* ROWS
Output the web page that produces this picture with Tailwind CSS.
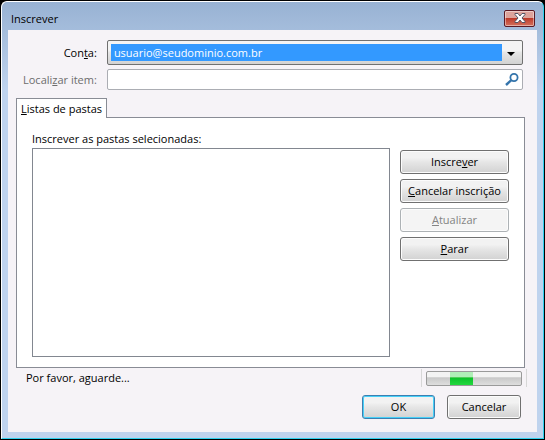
<!DOCTYPE html>
<html lang="pt-BR">
<head>
  <meta charset="UTF-8">
  <meta name="viewport" content="width=device-width, initial-scale=1.0">
  <title>Inscrever</title>
  <script src="https://cdn.jsdelivr.net/npm/@tailwindcss/browser@4"></script>
</head>
<body class="bg-black font-['Open_Sans','Noto_Sans',sans-serif] text-[11px] leading-4 text-black">
  <div class="min-h-screen flex flex-col rounded-t-md border border-black">
    <div class="grow flex flex-col rounded-t-md border border-t-white border-l-white border-r-[#2fd0ee] border-b-[#2fd0ee] bg-[#bfd3ee] bg-linear-to-b from-[#98b2d3] to-[#bfd3ee] to-20% px-[6px] pb-[6px]">
      <header class="h-7 flex items-center justify-between pl-[3px] pr-[2px]">
        <h1 class="pt-[6px]">Inscrever</h1>
        <button type="button" aria-label="Fechar" class="mt-1 w-[31px] h-[17px] flex items-center justify-center rounded-xs border border-[#5a1a24] bg-linear-to-b from-[#dda39b] from-45% via-[#bd3a2a] via-50% to-[#d4705c] shadow-[inset_0_0_0_1px_#ffffff70]">
          <svg width="12" height="10" viewBox="0 0 12 10"><path d="M1 .5h3L6 3 8 .5h3v1L8 5l3 3.500v1H8L6 7 4 9.500H1v-1L4 5 1 1.500z" fill="#fff" stroke="#535666"/></svg>
        </button>
      </header>

      <main class="grow flex flex-col bg-[#f6f3f7] px-2 pt-[10px]">
        <form class="grid grid-cols-[auto_1fr] gap-x-[10px] gap-y-1 items-center pl-[7px] pr-[6px]">
          <label for="conta" class="text-right">Con<u>t</u>a:</label>
          <div class="relative h-[25px] rounded-xs border border-[#707070] bg-linear-to-b from-[#f4f4f4] from-40% via-[#e6e6e6] via-50% to-[#d2d2d2] p-[3px] pr-5">
            <select id="conta" class="block w-full h-[17px] appearance-none bg-[#3399ff] text-white pl-[3px] leading-4 outline-none">
              <option>usuario@seudominio.com.br</option>
            </select>
            <svg class="absolute right-[7px] top-[11px] pointer-events-none" width="8" height="4" viewBox="0 0 8 4"><path d="M0 0h8L4 4z" fill="#000"/></svg>
          </div>
          <label for="localizar" class="text-right text-[#6d6d6d]">Locali<u>z</u>ar item:</label>
          <div class="flex items-center h-[21px] rounded-xs border border-[#abadb3] bg-white pr-[3px]">
            <input type="text" id="localizar" class="grow min-w-0 px-1 outline-none">
            <svg width="14" height="14" viewBox="0 0 14 14" fill="none" stroke="#3474ab"><circle cx="9" cy="4.500" r="3.600" stroke-width="1.800"/><path d="M6.300 7.200L1 12" stroke-width="2.400"/></svg>
          </div>
        </form>

        <div role="tablist" class="mt-2 flex">
          <button type="button" role="tab" aria-selected="true" class="relative w-[91px] h-5 -mb-px border border-b-0 border-[#898c95] bg-white"><u>L</u>istas de pastas</button>
        </div>
        <section class="grow flex flex-col border border-[#898c95] bg-white px-[15px] pt-[13px] pb-[10px] mr-1">
          <label for="pastas" class="mb-px">Inscrever as pastas selecionadas:</label>
          <div class="grow flex gap-[10px]">
            <select id="pastas" size="8" class="grow min-w-0 border border-[#828790] bg-white outline-none"></select>
            <div class="w-[109px] flex flex-col gap-[5px] pt-[2px]">
              <button type="button" class="h-6 rounded-[3px] border border-[#707070] bg-linear-to-b from-[#f2f2f2] from-30% via-[#e6e6e6] via-50% to-[#d2d2d2] shadow-[inset_0_0_0_1px_#fcfcfc]">Inscre<u>v</u>er</button>
              <button type="button" class="h-6 whitespace-nowrap rounded-[3px] border border-[#707070] bg-linear-to-b from-[#f2f2f2] from-30% via-[#e6e6e6] via-50% to-[#d2d2d2] shadow-[inset_0_0_0_1px_#fcfcfc]"><u>C</u>ancelar inscrição</button>
              <button type="button" disabled class="h-6 rounded-[3px] border border-[#adb2b5] bg-[#f4f4f4] text-[#838383] shadow-[inset_0_0_0_1px_#fcfcfc]"><u>A</u>tualizar</button>
              <button type="button" class="h-6 rounded-[3px] border border-[#707070] bg-linear-to-b from-[#f2f2f2] from-30% via-[#e6e6e6] via-50% to-[#d2d2d2] shadow-[inset_0_0_0_1px_#fcfcfc]"><u>P</u>arar</button>
            </div>
          </div>
        </section>

        <footer class="pt-px pb-[13px] pl-[10px] pr-[2px]">
          <div class="h-[18px] flex items-center justify-between">
            <span role="status">Por favor, aguarde...</span>
            <div class="h-full flex items-center border-x border-[#d7d7d7] px-1">
              <div role="progressbar" aria-label="Carregando" class="w-24 h-[15px] rounded-xs border border-[#9a9a9a] bg-linear-to-b from-[#f3f3f3] from-35% via-[#c9c9c9] via-45% to-[#dedede] pl-[23px]">
                <div class="w-[23px] h-full bg-linear-to-b from-[#b0efb8] from-35% via-[#0ac12a] via-45% to-[#22d83e]"></div>
              </div>
            </div>
          </div>
          <div class="mt-2 flex justify-end gap-3 pr-[6px]">
            <button type="button" class="w-[73px] h-6 rounded-[3px] border border-[#3c7fb1] bg-linear-to-b from-[#f2f2f2] from-30% via-[#e6e6e6] via-50% to-[#d2d2d2] shadow-[inset_0_0_0_1px_#46d0f8]">OK</button>
            <button type="button" class="w-[74px] h-6 rounded-[3px] border border-[#707070] bg-linear-to-b from-[#f2f2f2] from-30% via-[#e6e6e6] via-50% to-[#d2d2d2] shadow-[inset_0_0_0_1px_#fcfcfc]">Cancelar</button>
          </div>
        </footer>
      </main>
    </div>
  </div>
</body>
</html>
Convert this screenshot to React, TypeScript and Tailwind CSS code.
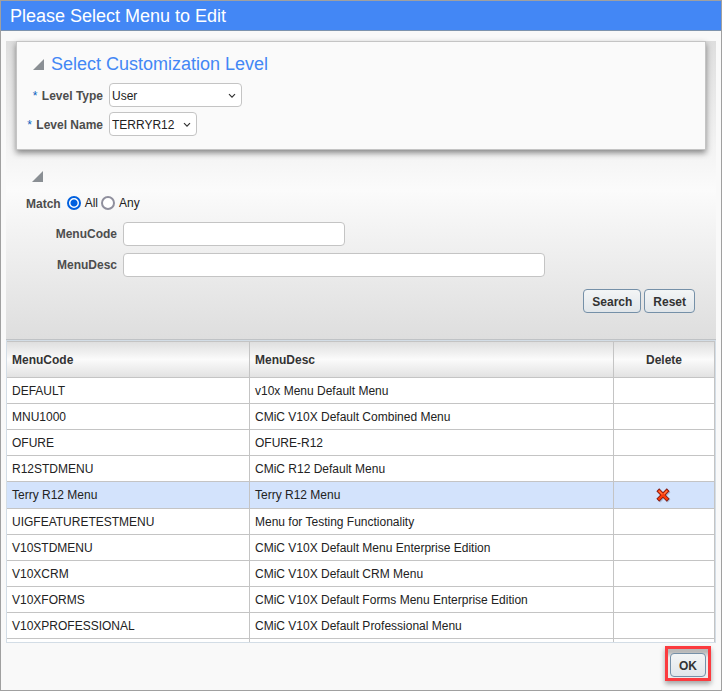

* EXERCISE
Identify each line in the entries with the word "this" and copy it.

* ANSWER BELOW
Output the web page that produces this picture with Tailwind CSS.
Convert this screenshot to React, TypeScript and Tailwind CSS code.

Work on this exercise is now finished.